* [Job]:
Take every line from the listing below that contains "components".

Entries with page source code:
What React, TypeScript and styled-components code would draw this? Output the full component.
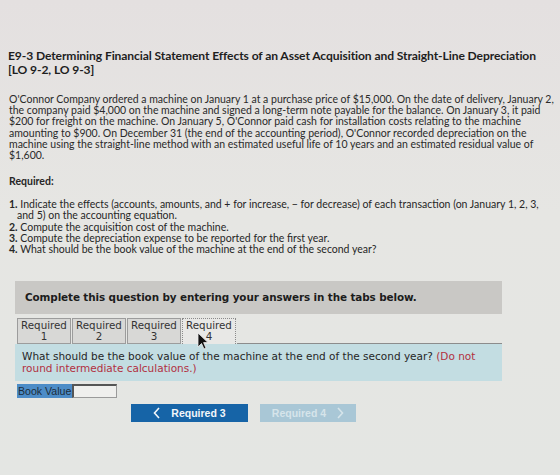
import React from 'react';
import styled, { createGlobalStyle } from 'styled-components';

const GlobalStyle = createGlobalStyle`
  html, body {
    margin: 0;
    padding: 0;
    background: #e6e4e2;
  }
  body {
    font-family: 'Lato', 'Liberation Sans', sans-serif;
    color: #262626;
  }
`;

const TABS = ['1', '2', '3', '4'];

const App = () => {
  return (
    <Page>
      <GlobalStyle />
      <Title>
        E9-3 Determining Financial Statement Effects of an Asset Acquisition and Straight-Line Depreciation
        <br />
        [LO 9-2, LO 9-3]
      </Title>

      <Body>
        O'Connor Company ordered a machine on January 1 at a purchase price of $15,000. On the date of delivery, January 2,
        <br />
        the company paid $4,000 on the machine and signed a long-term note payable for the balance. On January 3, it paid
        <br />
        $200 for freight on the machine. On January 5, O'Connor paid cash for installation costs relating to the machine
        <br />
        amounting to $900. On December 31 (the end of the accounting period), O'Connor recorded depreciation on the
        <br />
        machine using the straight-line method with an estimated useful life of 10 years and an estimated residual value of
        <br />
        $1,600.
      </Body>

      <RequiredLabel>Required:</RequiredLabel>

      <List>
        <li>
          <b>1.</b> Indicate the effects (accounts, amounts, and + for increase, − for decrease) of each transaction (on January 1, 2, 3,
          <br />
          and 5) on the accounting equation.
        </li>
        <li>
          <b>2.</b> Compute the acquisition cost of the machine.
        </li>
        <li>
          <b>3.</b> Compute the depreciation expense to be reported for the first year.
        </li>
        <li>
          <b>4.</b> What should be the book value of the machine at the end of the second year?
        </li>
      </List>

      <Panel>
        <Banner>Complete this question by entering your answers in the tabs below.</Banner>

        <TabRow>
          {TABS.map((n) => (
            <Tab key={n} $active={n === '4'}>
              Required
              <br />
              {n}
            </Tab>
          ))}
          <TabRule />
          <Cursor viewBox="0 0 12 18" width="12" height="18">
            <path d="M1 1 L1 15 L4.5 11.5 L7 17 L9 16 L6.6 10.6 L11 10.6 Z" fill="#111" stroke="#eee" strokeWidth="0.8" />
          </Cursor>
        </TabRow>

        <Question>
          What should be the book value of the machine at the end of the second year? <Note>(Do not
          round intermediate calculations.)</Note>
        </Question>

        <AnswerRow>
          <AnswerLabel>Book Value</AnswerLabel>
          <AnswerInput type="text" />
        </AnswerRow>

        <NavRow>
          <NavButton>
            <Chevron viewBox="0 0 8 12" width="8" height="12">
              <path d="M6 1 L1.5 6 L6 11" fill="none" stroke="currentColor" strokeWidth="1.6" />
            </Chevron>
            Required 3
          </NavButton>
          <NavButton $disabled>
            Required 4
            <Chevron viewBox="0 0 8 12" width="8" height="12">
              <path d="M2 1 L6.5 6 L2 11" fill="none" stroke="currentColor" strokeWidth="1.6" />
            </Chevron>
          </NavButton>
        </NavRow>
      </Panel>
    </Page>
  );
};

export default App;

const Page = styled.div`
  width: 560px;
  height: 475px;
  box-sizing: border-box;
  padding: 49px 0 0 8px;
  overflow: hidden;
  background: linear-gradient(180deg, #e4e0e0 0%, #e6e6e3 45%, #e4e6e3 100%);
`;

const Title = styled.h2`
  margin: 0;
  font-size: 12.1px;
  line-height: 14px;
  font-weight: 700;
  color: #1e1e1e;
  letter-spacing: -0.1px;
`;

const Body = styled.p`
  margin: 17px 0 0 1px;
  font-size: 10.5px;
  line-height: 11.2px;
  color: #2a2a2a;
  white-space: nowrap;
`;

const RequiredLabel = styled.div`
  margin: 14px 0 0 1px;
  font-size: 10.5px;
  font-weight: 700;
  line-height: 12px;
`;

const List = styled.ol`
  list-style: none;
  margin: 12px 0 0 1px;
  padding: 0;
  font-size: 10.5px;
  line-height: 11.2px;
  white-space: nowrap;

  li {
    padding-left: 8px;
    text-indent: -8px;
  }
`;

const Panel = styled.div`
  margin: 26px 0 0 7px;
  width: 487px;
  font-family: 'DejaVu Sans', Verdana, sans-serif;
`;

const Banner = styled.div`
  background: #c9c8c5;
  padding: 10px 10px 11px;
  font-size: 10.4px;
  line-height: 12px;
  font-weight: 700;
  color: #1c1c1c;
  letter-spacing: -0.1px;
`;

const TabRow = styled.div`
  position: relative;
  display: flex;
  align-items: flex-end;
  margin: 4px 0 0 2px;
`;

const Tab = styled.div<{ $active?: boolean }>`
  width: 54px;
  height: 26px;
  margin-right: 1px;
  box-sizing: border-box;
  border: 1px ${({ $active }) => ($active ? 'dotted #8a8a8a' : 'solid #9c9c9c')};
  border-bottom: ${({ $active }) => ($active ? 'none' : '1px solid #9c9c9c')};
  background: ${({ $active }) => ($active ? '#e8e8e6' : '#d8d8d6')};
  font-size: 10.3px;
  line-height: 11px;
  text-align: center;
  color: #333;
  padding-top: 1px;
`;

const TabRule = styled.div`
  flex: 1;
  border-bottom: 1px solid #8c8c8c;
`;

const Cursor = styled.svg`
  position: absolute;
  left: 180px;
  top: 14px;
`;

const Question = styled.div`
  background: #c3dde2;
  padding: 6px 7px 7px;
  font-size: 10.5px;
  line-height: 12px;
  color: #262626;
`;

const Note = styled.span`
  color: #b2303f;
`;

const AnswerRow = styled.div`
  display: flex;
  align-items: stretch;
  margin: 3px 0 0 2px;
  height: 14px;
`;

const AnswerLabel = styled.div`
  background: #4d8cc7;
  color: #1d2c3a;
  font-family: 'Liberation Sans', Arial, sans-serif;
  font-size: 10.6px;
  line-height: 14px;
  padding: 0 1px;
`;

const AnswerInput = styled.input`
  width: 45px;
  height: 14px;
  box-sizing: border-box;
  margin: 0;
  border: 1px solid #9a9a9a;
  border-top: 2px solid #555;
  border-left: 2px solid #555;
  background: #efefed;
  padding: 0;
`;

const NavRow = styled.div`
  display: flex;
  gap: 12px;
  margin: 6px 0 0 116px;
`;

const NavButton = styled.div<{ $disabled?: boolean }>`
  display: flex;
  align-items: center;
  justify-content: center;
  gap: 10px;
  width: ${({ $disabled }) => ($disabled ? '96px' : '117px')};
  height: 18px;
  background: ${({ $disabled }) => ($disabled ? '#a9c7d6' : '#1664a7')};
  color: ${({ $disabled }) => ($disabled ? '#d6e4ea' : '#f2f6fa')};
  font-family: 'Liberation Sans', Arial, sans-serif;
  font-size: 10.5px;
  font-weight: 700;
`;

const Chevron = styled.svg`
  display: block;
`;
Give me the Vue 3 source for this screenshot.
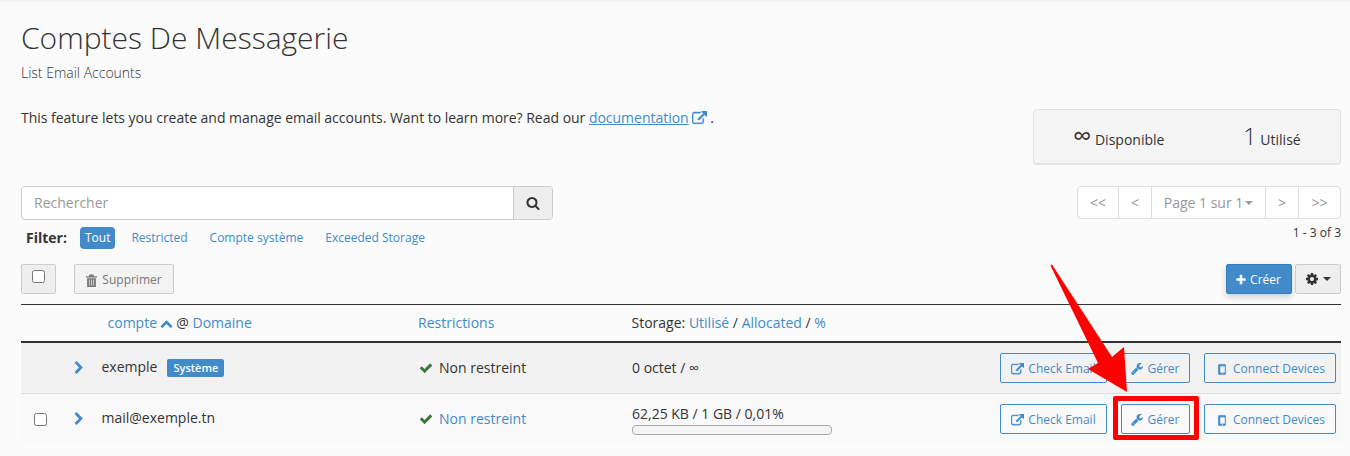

* [Problem solution]:
What React, TypeScript and styled-components code would draw this? Output the full component.
import styled, { createGlobalStyle } from 'styled-components';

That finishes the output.